Friday, May 30, 2008

All Politics Is Local

Last week, someone stuffed a flier under my door. I found it half-crumpled in the front hall, and almost mistook it for yet another new neighborhood restaurant menu. It wasn't a menu; it was a notice of a meeting for the East Boston Land Use Council. Apparently one of my neighbors was housing homing/racing pigeons illegally on his property, and there was a meeting being held to discuss the issue.

I knew about the pigeons, I'd seen them plenty of times since I moved here, and I really like them. It's amazing to watch them fly around in their flock, as a seamless group, circling over the neighborhood. I didn't know that they are forbidden from being housed in my particular stretch of East Boston, but apparently this has to do with the area being demarcated as a Historical District.

Since I am in favor of the pigeons (being a pigeon afficianad0) I decided to attend the meeting. That was how I ended up in the gym of the East Boston Social Center last night, with thirty of so locals and three city council reps at 7:00.

The meeting was difficult to follow, because the information regarding the pigeons and their housing (the actual subject of the meeting) wasn't given chronologically. In essence, one neighbor, Ed C., has been keeping the pigeons for 10 or so years, and his neighbors of 4 years are fed up with his mis-care of the property which is lowering the value of their house (which they are trying to sell). I heard a well-rehearsed statement from the Irate Neighbors regarding the damage to their house from pigeons feces, and the annoyance caused by pigeons roosting on their deck and roof, as well as the noise from the sixty or so pigeons in the coop.

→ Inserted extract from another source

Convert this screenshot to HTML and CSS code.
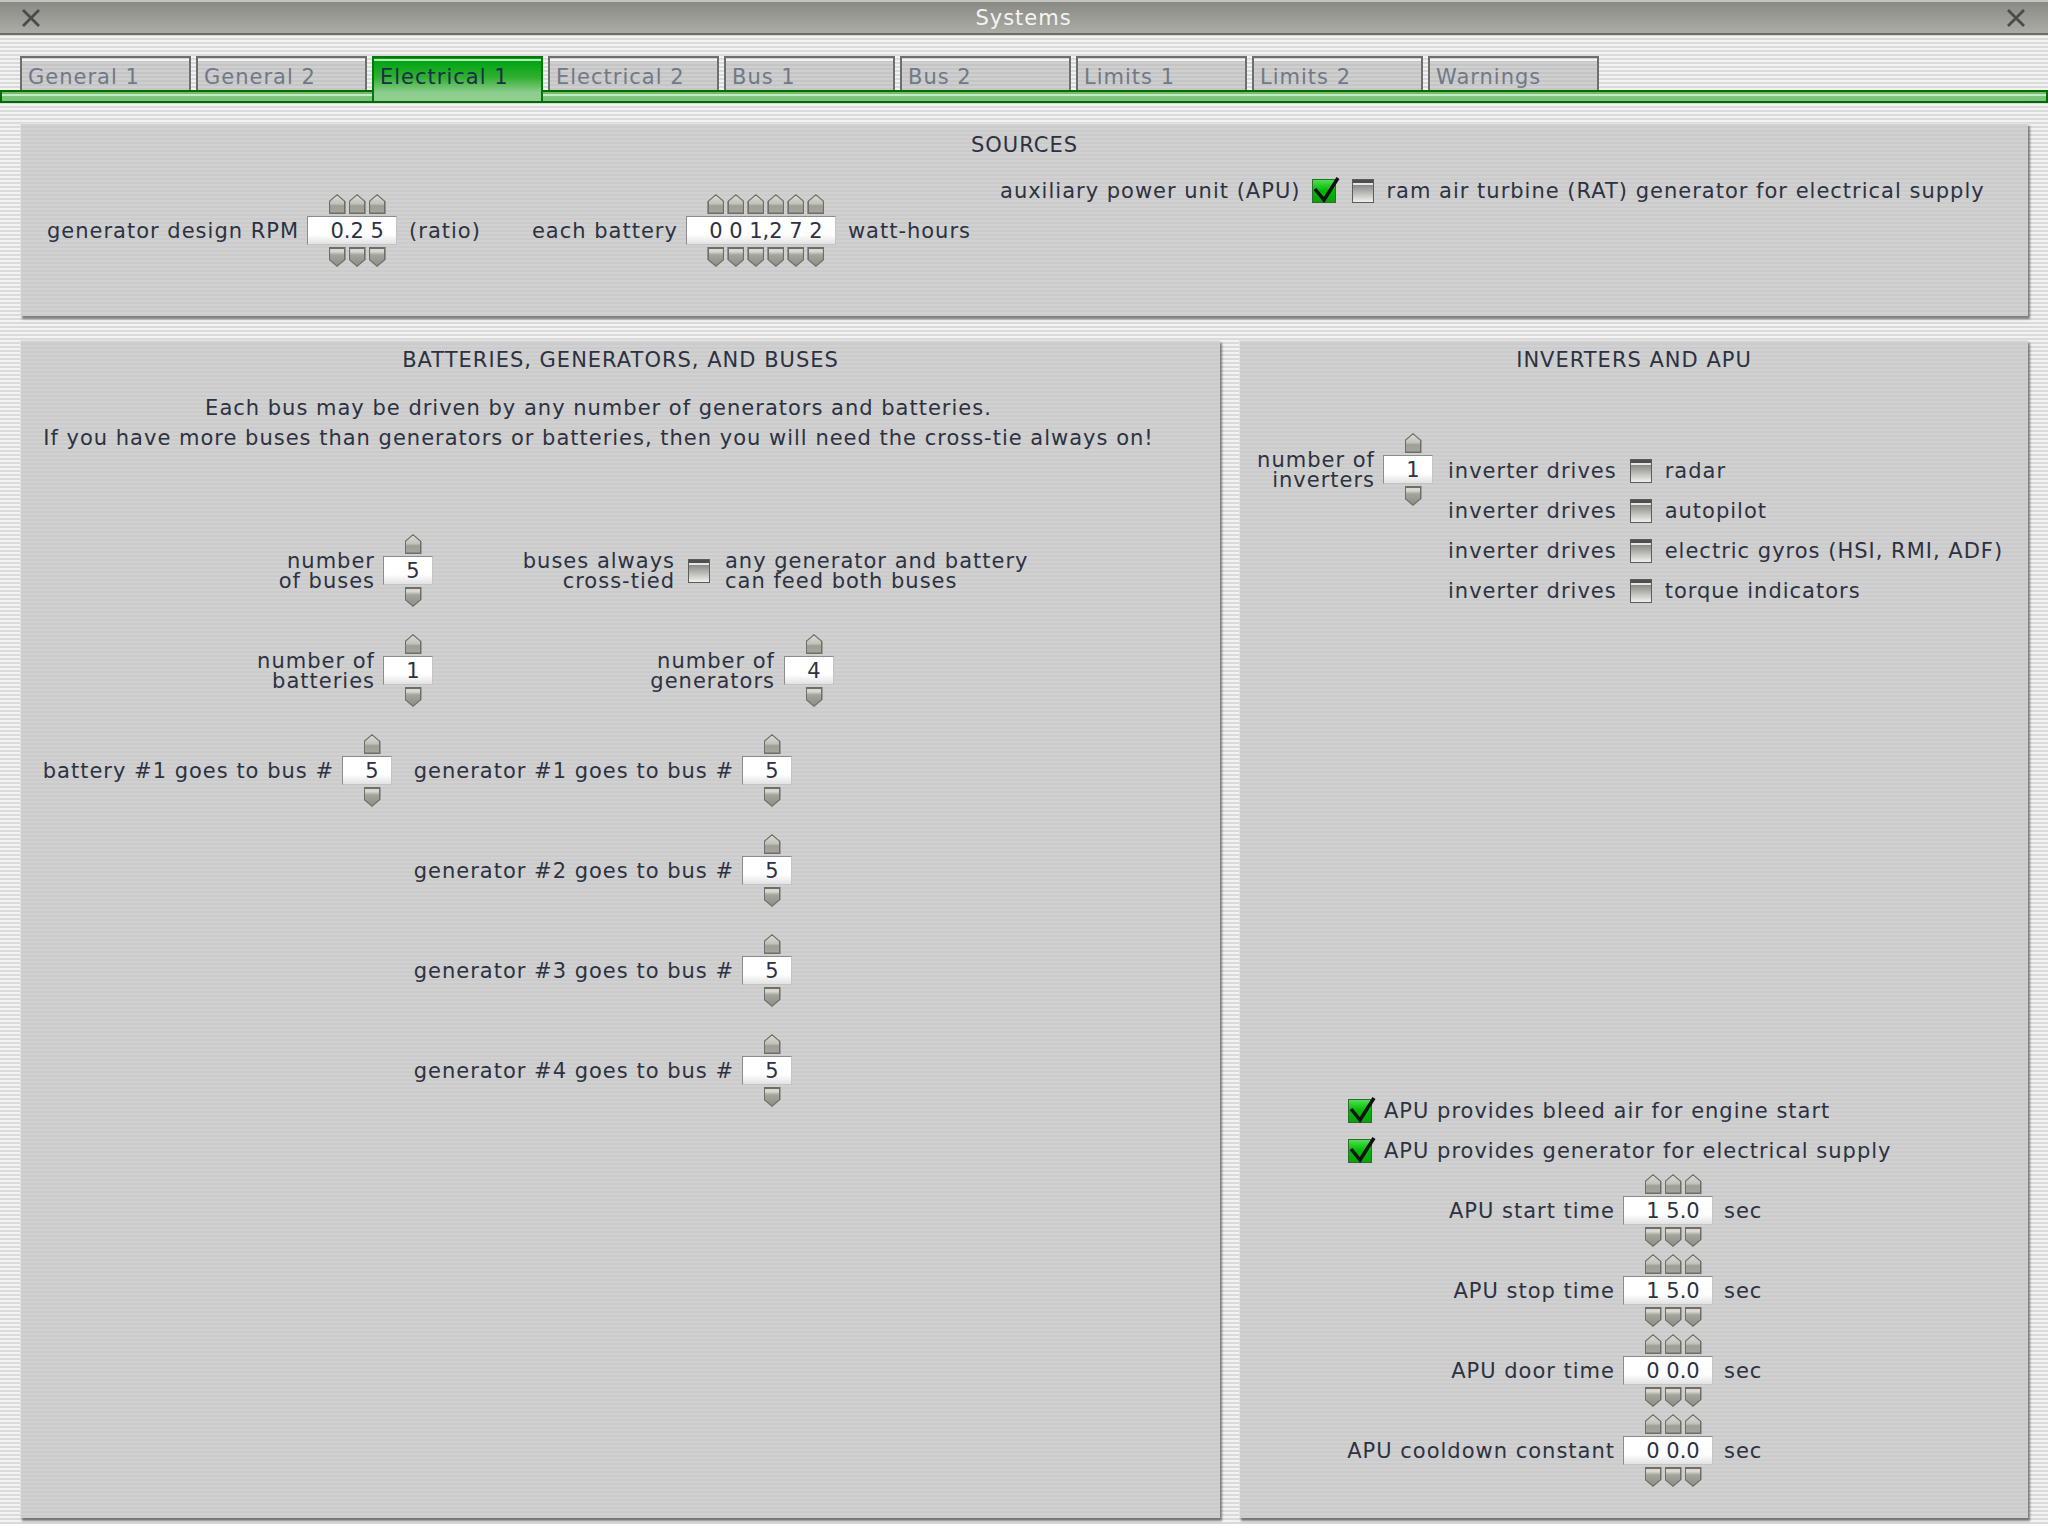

I did get up and mention that I liked the pigeons, and that really, I didn't think that Ed's birds were the cause of all the damage to the Irates' house. Their roof happens to be at a near 45-degree angle; pigeons prefer roosting at that angle, and most likely the damage was being caused by the wild pigeons. Only one other person stood up to agree with me, and he got a lot more attention and respect (after all, I was a newcomer).

In the end, the council voted 5-2 to recommend that the Housing Court (where the actual case will be held on June 10th) deny Ed's request for a permit to keep the pigeons. I spoke with a council rep afterward, and he told me that there's no way Ed will get to keep the pigeons. I'll miss them when they go.

While the meeting itself was a little unruly and hard to follow (and yes, at times, boring), I'd be tempted to go to another one, just to find out what's going on in the neighborhood. I've never been really involved in local politics (although in '04, I participated in the local caucuses and ran as an alternate delegate), and it would be interesting to join up and serve the community.

1 responses:

Vanessa said...

That's funny, I just wrote about pigeons on Wednesday. We've got some wild pigeons roosting in the eaves over our entrance. I didn't mind the two pigeons at first and actually thought it was kind of quirky that they were there. Now there are four, and it's a lot of poop to put up with. My room mates have almost had enough of it. Good news though, I think they're learning to fly (the young pigeon is spending a lot of time on the clothesline) so maybe they'll fly away and move downtown!